Being able to run and immediately see the value is what gets folks into the Maester ecosystem.
This leads to the happy path and I believe is one of the reasons why Maester usage increases each month and we get new users and orgs into the Maester ecosystem.
After the first run, once they start digging in and noticing that a lot of tests are skipped we gently introduce them to the concept of installing the required modules and connecting. This is guided from the report UI which links to the docs on how to connect to the Exo, Az modules.
Now imagine the other experience:
We require them to install all the modules from currently Exchange, Teams, Azure (and the list will grow). Then they need to sign into each one, they may or may not have permissions to these other areas.
Then when they finally run it takes anywhere from 20 minutes to 10 hours on the first run (depending on the size of the tenant).
There's a really good chance most folks will give up or get distracted and move on to the next thing.
I hope that explains why I'm very pedantic and have strong opinion on making sure the first run by a new user has the path with the least friction and immediately shows the value of Maester.
Once they are over that bump and are sold and invested in Maester we can gently ramp them up into the advanced concepts and options.
So I had a chat with @Cloud-Architekt and @f-bader and @Cloud-Architekt thought Comprehensive is a better flag to use since it is more clearer on the intent that we are stepping up and running the full gamut of tests.
The LongRunning option felt like something folks would want to avoid and wasn't clear about the benefit.
Thank you for sharing the thought process behind this! What are your thoughts on this list of potential follow-up actions?
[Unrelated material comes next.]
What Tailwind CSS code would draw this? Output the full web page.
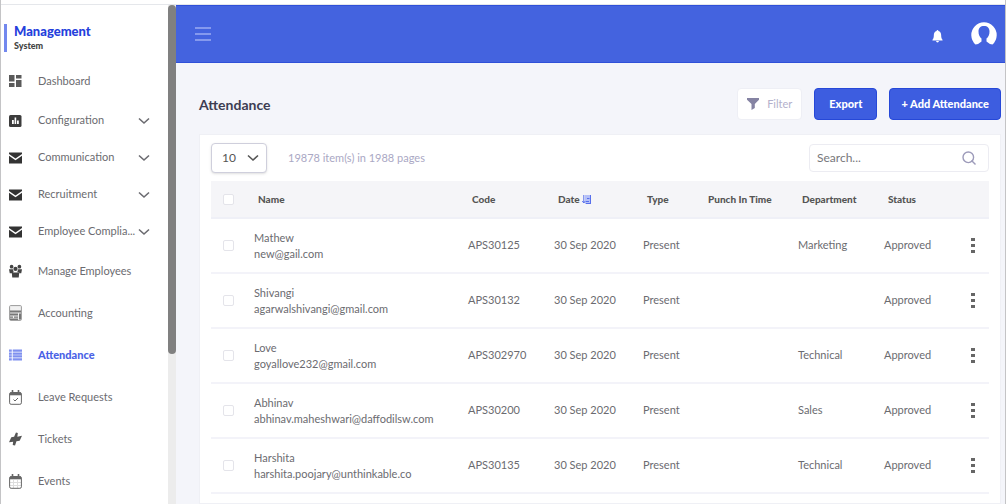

- Update web site documentation for creating tests
- Update test templates
- Create project milestone (?) to include a coordinated release that includes:
- Update test generation process for EIDSCA, ORCA, and CISA
- Update existing tests
- Update readme and built-in documentation
With changes to the existing tag usage:
FulltoComprehensiveAlltoPreview- Possibly document use cases for
Extended
Thought: Changing existing tags might be the equivalent of a breaking change for users who have automated testing that references specific tags. Should we semantically version it as such and trigger a v2.0 release?
Preview releases of Maester vNext have new tags and a function called Get-MtTestInventory that returns a list of all tags and every test associated with each tag. These updates are described in the latest blog post, "What's New with Maester Tags."
@svrooij and @merill, what do you think about creating a GitHub workflow that runs Get-MtTestInventory and then builds a markdown table from the results? That could then be published to the documentation web site.
One additional consideration that we might want to cover is a historical glossary of tags. We might want to show tags that have been deprecated, and what date they were deprecated on; or show what date a new tag was added (discovered).
As an extension of that, I think there could be some benefits to publishing a prescribed set of tags for tests to choose from when they are included in the module. We could then use validation through JSON schema or Pester tests to ensure tag usage remains consistent and meaningful. (Custom tests would not necessarily have enforced tag taxonomy.)
Love the idea. I also want to automate generating a page for every test, today we have manual authoring of this file and we don't have a page for every test.
Doing this will help us rank better in the SEO as well.
I think we can run Invoke-Maester, and just get the docs and markdown (excluding the pass/fail from it).